O’Connor, 33, said last week: “The union idea is something that has been in my mind for some time. We are exploring a lot of different options.”
She has written an article for this week’s Style magazine in which she says it is important to prevent impressionable youngsters viewing the slight, adolescent figures they see on the catwalk as role models.
Some model agencies accuse the panel of a “kneejerk reaction” to the deaths in South America and meddling in a £2 billion industry that employs 10,000 people. They doubt that random drug tests would work.
There are also fears that a ban on under16s would hamper the discovery of stars. The super-models Kate Moss and Naomi Campbell were spotted by scouts before they were 16. Georgia Frost, who was 17 in July, was first approached when she was 13 and again when a scout saw her at the Clothes Show Live exhibition at the age of 15.
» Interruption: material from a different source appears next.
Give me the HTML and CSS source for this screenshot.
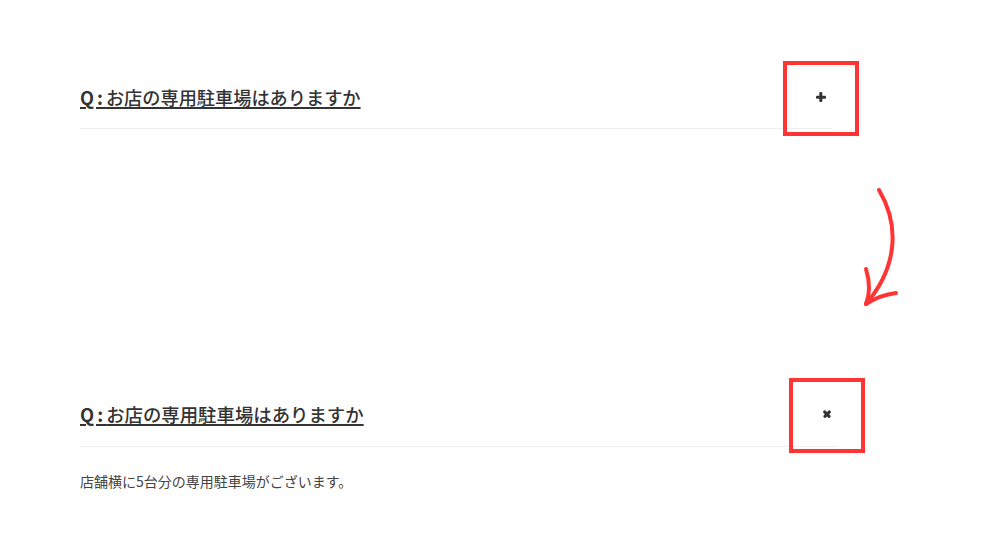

Photographs of Moss allegedly taking cocaine with Pete Doherty, her on-off pop star boyfriend, have crystallised fears about the use of drugs in the fashion industry. An inquiry insider said: “There is no reason random drug tests wouldn’t work. But . . . we are suggesting it to help the girls, not to be a heavy-handed police officer.”
Kingsmill, whose first job was as a press officer in the fashion industry, refused to comment before publication of her report. But Laurie Kuhrt, chairman of the Association of Model Agents, said: “I think it would be very difficult to enforce random drug tests. As for a models’ union, that is quite unnecessary. What these people don’t realise is that agents look after models as if they were their mum and dad.”
He said his association had first suggested a voluntary ban on girls under 16 at London Fashion Week, but agents should still be allowed to encourage budding models to get portfolios of photographs together during their school holidays.
Kuhrt, whose FM agency will provide models for the fashion week, added: “There has been a relentless campaign to vilify models and accuse them of being anorexic. What people need to realise is that some of God’s children are born very tall and very thin. They are scouted for throughout the world. It is not as if we get people together and starve them to death.”